The cliff-hanger cuts and goofy dissolves also seem out of place in this dark, mechanized world. I accept this kind of special effect as kitsch or true admiration for the serial films of the past, but here they only seem to interrupt the pace of the confusion and point out how different this film is than the first three.

Where the first three films were about the making of a man, the last two have been about making a monster. The first Star Wars series was Freud re-imagined by Joseph Campbell, while the last two movies are the gospel according to Sigmund. The move from a Hero’s Journey – from novice to enlightenment – to an expression of Oedipal conflicts hasn’t been easy and those searching for wonder had better go rent the originals.

Welcome to Sigmund’s world: Mysticism, wonder and magic are illusions in this world. The Force is as utilitarian as a light switch and the Jedi code is nothing but another empty rallying call. Freud’s world is strangely bereft of charm, beauty and grace, and kids won’t leave the theaters as I did, believing in an invisible power that tied the universe together. Watching Yoda manipulate blue streaks of light, they will see another empty display of material force, a big light show of special effects.

There’s no mythic backbone to this story, no everyman in search of the meaning of life and balance. Occasionally the uncanny appears as a reminder that we’re dealing with psychological, not spiritual truths, but these phantasms are vaguely troubling, not wonderful.

In place of the admittedly soft-brained “architypical story of man,” this Star Wars gives us a little boy unable to deal with his identification with his mother. An orphan, he creates an image of his father, first in C3PO, an emasculated robot, then in the novice Jedi Obi-Wan, and finally, as we all know, in the despotic presence of the emperor. In order to wish away the feminine inside of him, young Skywalker brutally cuts it from his imagination, banishes it from his psyche, and remakes his body into the representation of raw power.

This petty drama plays itself out in a materialist’s world, where only real, physical power can be accepted. This is, in a way, a total renunciation of the first three films, which blabbered on and on about faith, love and liberty. This new (old) world is firmly planted in the real where cynicism, manipulation and power rule – everything must be displayed, because only seeing is believing. The very structure and narrative of the film mimics this world view: The special effects are showy, the love scenes predictable, the battles militaristic and the characters flat.
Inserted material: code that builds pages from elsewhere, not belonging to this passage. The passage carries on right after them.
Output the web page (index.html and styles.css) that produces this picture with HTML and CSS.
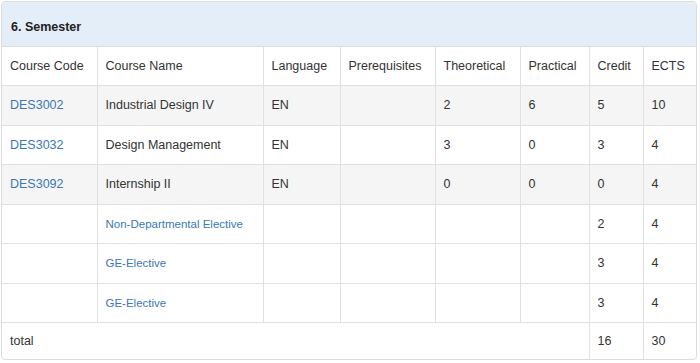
FILE: index.html
```html
<!DOCTYPE html>
<html>
<head>
<meta charset="utf-8">
<link rel="stylesheet" href="styles.css">
</head>
<body>
<div class="panel">
  <div class="panel-heading">6. Semester</div>
  <table class="courses">
    <colgroup>
      <col class="c-code"><col class="c-name"><col class="c-lang"><col class="c-pre">
      <col class="c-theo"><col class="c-prac"><col class="c-cred"><col class="c-ects">
    </colgroup>
    <thead>
      <tr>
        <td>Course Code</td><td>Course Name</td><td>Language</td><td>Prerequisites</td>
        <td>Theoretical</td><td>Practical</td><td>Credit</td><td>ECTS</td>
      </tr>
    </thead>
    <tbody>
      <tr class="odd">
        <td><a href="#">DES3002</a></td><td>Industrial Design IV</td><td>EN</td><td></td>
        <td>2</td><td>6</td><td>5</td><td>10</td>
      </tr>
      <tr>
        <td><a href="#">DES3032</a></td><td>Design Management</td><td>EN</td><td></td>
        <td>3</td><td>0</td><td>3</td><td>4</td>
      </tr>
      <tr class="odd">
        <td><a href="#">DES3092</a></td><td>Internship II</td><td>EN</td><td></td>
        <td>0</td><td>0</td><td>0</td><td>4</td>
      </tr>
      <tr>
        <td></td><td><a href="#" class="elective">Non-Departmental Elective</a></td><td></td><td></td>
        <td></td><td></td><td>2</td><td>4</td>
      </tr>
      <tr>
        <td></td><td><a href="#" class="elective">GE-Elective</a></td><td></td><td></td>
        <td></td><td></td><td>3</td><td>4</td>
      </tr>
      <tr>
        <td></td><td><a href="#" class="elective">GE-Elective</a></td><td></td><td></td>
        <td></td><td></td><td>3</td><td>4</td>
      </tr>
      <tr class="total">
        <td colspan="6">total</td><td>16</td><td>30</td>
      </tr>
    </tbody>
  </table>
</div>
</body>
</html>
```
FILE: styles.css
```css
html, body {
  margin: 0;
  padding: 0;
  background: #fff;
}
body {
  font-family: "Liberation Sans", Arial, Helvetica, sans-serif;
  font-size: 12.5px;
  color: #333;
}
.panel {
  margin: 1px;
  width: 694px;
  border: 1px solid #dcdcdc;
  border-radius: 4px;
  overflow: hidden;
}
.panel-heading {
  background: #e3eef9;
  height: 41px;
  padding-top: 3px;
  line-height: 44px;
  padding-left: 9px;
  font-weight: bold;
  color: #222;
  border-bottom: 1px solid #dcdcdc;
}
.courses {
  width: 694px;
  table-layout: fixed;
  border-collapse: collapse;
}
.c-code { width: 95px; }
.c-name { width: 166px; }
.c-lang { width: 77px; }
.c-pre { width: 95px; }
.c-theo { width: 85px; }
.c-prac { width: 69px; }
.c-cred { width: 54px; }
.c-ects { width: 53px; }
.courses td {
  border: 1px solid #e0e0e0;
  padding: 9px 8px 9px 8px;
  line-height: 20.43px;
  vertical-align: middle;
  white-space: nowrap;
}
.courses tr td:first-child { border-left: 0; }
.courses tr td:last-child { border-right: 0; }
.courses thead tr td { border-top: 0; }
.courses tr.total td { border-bottom: 0; line-height: 18px; }
.courses tr.odd td { background: #f5f5f5; }
.courses a {
  color: #3a78b6;
  text-decoration: none;
}
.courses a.elective {
  font-size: 11.5px;
}
```
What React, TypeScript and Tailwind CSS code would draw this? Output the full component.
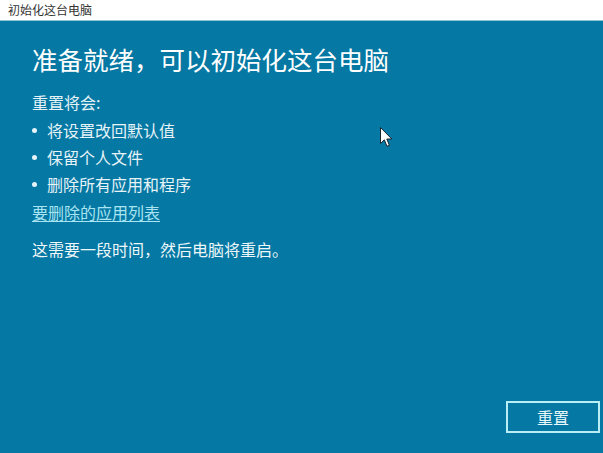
const font = { fontFamily: '"Microsoft YaHei", "Noto Sans CJK SC", sans-serif' }

function Cursor() {
  return (
    <svg className="absolute left-[380px] top-[106px]" width="13" height="21" viewBox="0 0 13 21">
      <path
        d="M0.5 0.5 L0.5 16.5 L4.3 12.8 L7 19.3 L9.4 18.3 L6.8 12 L11.8 12 Z"
        fill="white"
        stroke="#1b2430"
        strokeWidth="1"
        strokeLinejoin="round"
      />
    </svg>
  )
}

export default function App() {
  const items = ['将设置改回默认值', '保留个人文件', '删除所有应用和程序']
  return (
    <div className="flex h-[453px] w-[603px] flex-col overflow-hidden bg-[#0578a3] text-white" style={font}>
      {/* 标题栏 */}
      <div className="flex h-[21px] items-center border-b border-[#8fc6d6] bg-white pl-[8px] text-[12px] text-[#333]">
        初始化这台电脑
      </div>

      <div className="relative flex flex-1 flex-col pl-[32px]">
        <h1 className="mt-[21px] text-[25.5px] leading-[34px] text-white">准备就绪，可以初始化这台电脑</h1>

        <div className="mt-[15px] text-[16px] leading-[22px] text-[#e6f3f8]">重置将会:</div>
        <ul className="mt-[6px] flex flex-col gap-[5px] text-[16px] leading-[22px] text-[#e6f3f8]">
          {items.map((t) => (
            <li key={t} className="flex items-center">
              <span className="mr-[10px] h-[5px] w-[5px] rounded-full bg-[#e6f3f8]" />
              {t}
            </li>
          ))}
        </ul>
        <a className="mt-[6px] w-fit text-[16px] leading-[22px] text-[#a8e4f2] underline underline-offset-2">
          要删除的应用列表
        </a>

        <p className="mt-[15px] text-[16px] leading-[22px] text-[#eef7fa]">这需要一段时间，然后电脑将重启。</p>

        <div className="mt-auto mb-[20px] flex justify-end pr-[3px]">
          <button className="flex h-[32px] w-[94px] items-center justify-center border-2 border-[#b8eef5] text-[16px] text-[#e8f8fb]">
            重置
          </button>
        </div>

        <Cursor />
      </div>
    </div>
  )
}
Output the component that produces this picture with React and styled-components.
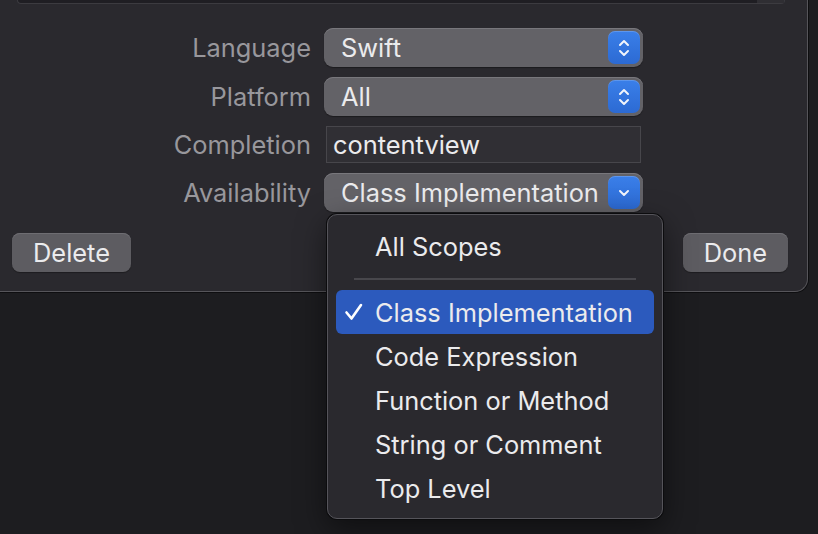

This is a world of three-dimensional shadows.

Flesh itself has become strangely mechanistic, caught in the matrix of rational, scientific thought. It’s not a question of integration anymore – of the poor fiend losing his humanity to the machine – but of replacement. The clone is not strictly speaking artificial, but its genesis itself is reflection of the thought process that creates death stars, nuclear bombs and mini-vans.

Attack of the Clones shows an unhealthy preoccupation with fatherhood and masculinity. The clone is masculine reproduction at its best. There’s nothing secret, hidden or mysterious in DNA and the fact that genesis can be torn apart, analyzed and reconfigured must make a lot of misogynist scientists pretty happy. Finally, no more having to deal with the uncertainty of birth! You can almost see the future Vader chuckling in his space suit while wanking off to reruns of Temptation Island.

Luke Skywalker was told the secret of the Force was “letting go” to the openness and possibility of the universe. In this new film everything is controlled. This feeling of oppression is sad, especially since it seems to be embedded in the film, as though it was woven into the fabric of the piece by its author.

I’m concerned about George Lukas. He seems to have lost his soul.